ÖZKAN YALIM (Devamla) - Tekrar söylüyorum Sayın Akçay: Biz grup olarak buna karşıyız, sizden de özellikle destek bekliyoruz. Eğer Murat Dağı'nda olası bir altın madeni açılırsa, orada altını çıkarmada kullanılacak olan siyanür tamamen Gediz Nehri'ne akıtılırsa inanın, artık Ege Bölgesi'nde -su içmek de değil, tarım da değil- tamamen hayatın biteceği, kanserli vakaların en son safhaya, en yüksek rakamlara ulaşacağı bir durumla karşı karşıya geliriz. Onun için, sizden de Murat Dağı'nda altın madeni açılmamasıyla ilgili destek bekliyoruz.
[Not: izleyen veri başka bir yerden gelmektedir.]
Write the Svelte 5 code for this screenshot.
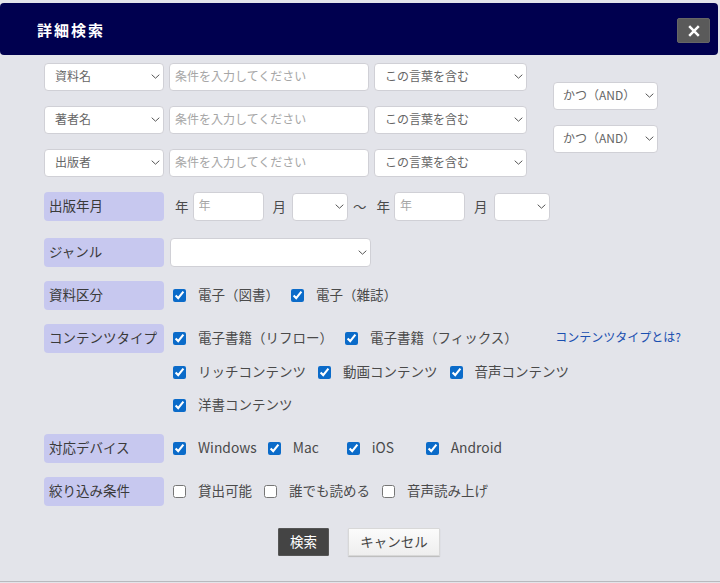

Öbür taraftan, dünyanın en uzun 2'nci kanyonu Uşak ilimizin Ulubey ilçesinde. Ulubey ilçesinden geçen bir çayımızda da kirlilik son derece yüksek safhadadır. Burada da özellikle Uşak'ta bulunan arıtma tesislerinin düzenli olarak, bakın, tekrar söylüyorum, düzenli olarak çalıştırılmasını talep ediyoruz çünkü bazı günler çalıştırılıyor, bazı günler çalıştırılmıyor. Buradan da dünyanın en güzel, en uzun 2'nci kanyonunu korumak adına bütün arıtma tesislerinin çalıştırılmasının oradaki tarıma da katkı sağlayacağı kanaatindeyim.
Hepinize teşekkür ediyorum. (CHP sıralarından alkışlar)
BAŞKAN - Teşekkür ederim ben de Sayın Yalım.